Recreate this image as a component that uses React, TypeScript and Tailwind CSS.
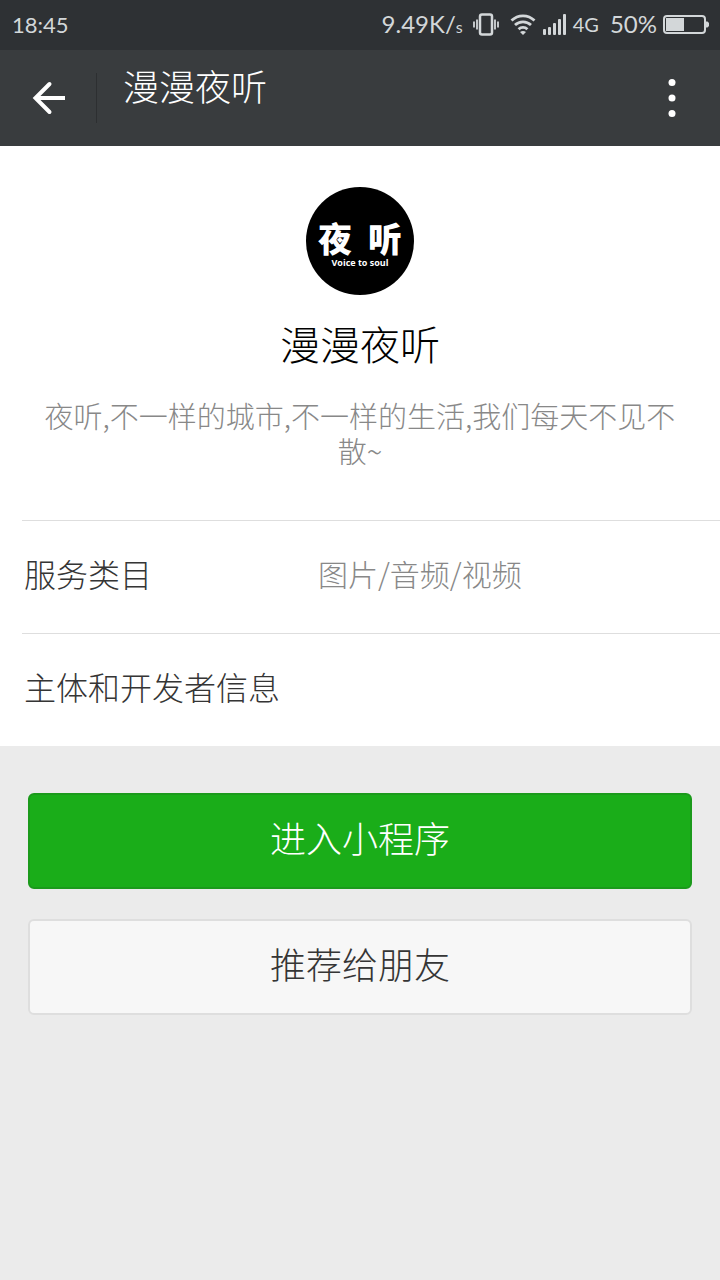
import React from 'react';

const details = [
  { label: '服务类目', value: '图片/音频/视频' },
  { label: '主体和开发者信息', value: '' },
];

const VibrateIcon: React.FC = () => (
  <svg width="26" height="24" viewBox="0 0 26 24" fill="none" stroke="currentColor" strokeWidth="2.5" aria-hidden="true">
    <rect x="7" y="2.5" width="12" height="20" rx="2" />
    <path d="M1 9.5v6M4 7.5v10M22 7.5v10M25 9.5v6" strokeWidth="1.8" />
  </svg>
);

const WifiIcon: React.FC = () => (
  <svg width="26" height="22" viewBox="0 0 26 22" fill="none" stroke="currentColor" strokeWidth="2.8" aria-hidden="true">
    <path d="M1.5 7.5C8 1.2 18 1.2 24.5 7.5" />
    <path d="M5 12C9.5 7.7 16.5 7.7 21 12" />
    <path d="M8.6 16.2C11 13.7 15 13.7 17.4 16.2" />
    <path d="M10 19Q13 16.8 16 19L13 22Z" fill="currentColor" stroke="none" />
  </svg>
);

const SignalIcon: React.FC = () => (
  <svg width="24" height="22" viewBox="0 0 24 22" fill="currentColor" aria-hidden="true">
    <rect x="0" y="16" width="3" height="6" rx="1" />
    <rect x="5" y="14" width="3" height="8" rx="1" />
    <rect x="10" y="10" width="3" height="12" rx="1" />
    <rect x="15" y="6" width="3" height="16" rx="1" />
    <rect x="20" y="1" width="3" height="21" rx="1" />
  </svg>
);

const BatteryIcon: React.FC = () => (
  <svg width="47" height="20" viewBox="0 0 47 20" aria-hidden="true">
    <rect x="1" y="2" width="41" height="17" rx="3" fill="none" stroke="currentColor" strokeWidth="2" />
    <rect x="3" y="4" width="18" height="13" fill="currentColor" />
    <path d="M43 7.5h1.5l1.5 1.5v3l-1.5 1.5H43z" fill="currentColor" />
  </svg>
);

const StatusBar: React.FC = () => (
  <div className="flex h-[50px] items-center justify-between bg-[#2e3134] pr-[10px] pb-[2px] pl-3 text-[#d3d7d9]">
    <span className="text-[22px]">18:45</span>
    <div className="flex items-center">
      <span className="mr-[10px] text-[24px]">9.49K/<span className="text-[16px]">s</span></span>
      <VibrateIcon />
      <span className="w-[11px]" />
      <WifiIcon />
      <span className="w-[7px]" />
      <SignalIcon />
      <span className="ml-[6px] text-[20px]">4G</span>
      <span className="mr-[6px] ml-[11px] text-[24px]">50%</span>
      <BatteryIcon />
    </div>
  </div>
);

const TitleBar: React.FC = () => (
  <header className="flex h-24 items-center bg-[#393c3e] text-white">
    <button type="button" aria-label="返回" className="flex w-24 items-center justify-center">
      <svg width="34" height="34" viewBox="0 0 34 34" fill="none" stroke="currentColor" strokeWidth="4">
        <path d="M18.5 3L4.5 17L18.5 31" strokeLinecap="round" />
        <path d="M4.5 17H34" />
      </svg>
    </button>
    <div className="h-[50px] w-px bg-[#2d2f31]" />
    <h1 className="ml-[26px] flex-1 pb-[22px] text-[36px] leading-[48px] font-light">漫漫夜听</h1>
    <button type="button" aria-label="更多" className="flex w-24 items-center justify-center">
      <svg width="8" height="40" viewBox="0 0 8 40" fill="currentColor">
        <circle cx="4" cy="4.5" r="3.5" />
        <circle cx="4" cy="20" r="3.5" />
        <circle cx="4" cy="35.5" r="3.5" />
      </svg>
    </button>
  </header>
);

const App: React.FC = () => {
  return (
    <div className="min-h-screen bg-[#ebebeb] font-['Lato','Noto_Sans_CJK_SC',sans-serif]">
      <StatusBar />
      <TitleBar />

      <main className="font-['Noto_Sans_CJK_SC',sans-serif] font-light">
        <div className="bg-white">
          <section className="flex flex-col items-center px-10 pt-[41px] pb-[52px] text-center">
            <div className="flex size-[108px] flex-col items-center justify-center rounded-full bg-black pt-[6px] text-white">
              <div className="flex gap-4 text-[34px] leading-[38px] font-black">
                <span>夜</span>
                <span>听</span>
              </div>
              <div className="font-['Open_Sans',sans-serif] text-[9px] leading-[12px] font-bold">Voice to soul</div>
            </div>
            <h2 className="mt-6 text-[40px] leading-[48px] text-black">漫漫夜听</h2>
            <p className="mt-[31px] text-[29px] leading-[35px] text-[#888888]">
              夜听,不一样的城市,不一样的生活,我们每天不见不散~
            </p>
          </section>

          <dl className="pl-[22px]">
            {details.map((item) => (
              <div key={item.label} className="flex border-t border-[#dedede] pt-7 pb-9 pl-[2px] leading-[48px]">
                <dt className="min-w-[294px] text-[32px] text-[#353535]">{item.label}</dt>
                <dd className="text-[30px] text-[#888888]">{item.value}</dd>
              </div>
            ))}
          </dl>
        </div>

        <div className="flex flex-col gap-[30px] px-7 pt-[47px] text-[36px] leading-[48px]">
          <button type="button" className="rounded-md border-2 border-[#1b9a1b] bg-[#1aad19] pt-[18px] pb-[26px] text-white">
            进入小程序
          </button>
          <button type="button" className="rounded-md border-2 border-[#dedede] bg-[#f7f7f7] pt-[18px] pb-[26px] text-[#353535]">
            推荐给朋友
          </button>
        </div>
      </main>
    </div>
  );
};

export default App;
§
# Task
Where a line above includes "React", copy that line.

# Written answer
Recreate this image as a component that uses React, TypeScript and Tailwind CSS.
import React from 'react';
const VibrateIcon: React.FC = () => (
const WifiIcon: React.FC = () => (
const SignalIcon: React.FC = () => (
const BatteryIcon: React.FC = () => (
const StatusBar: React.FC = () => (
const TitleBar: React.FC = () => (
const App: React.FC = () => {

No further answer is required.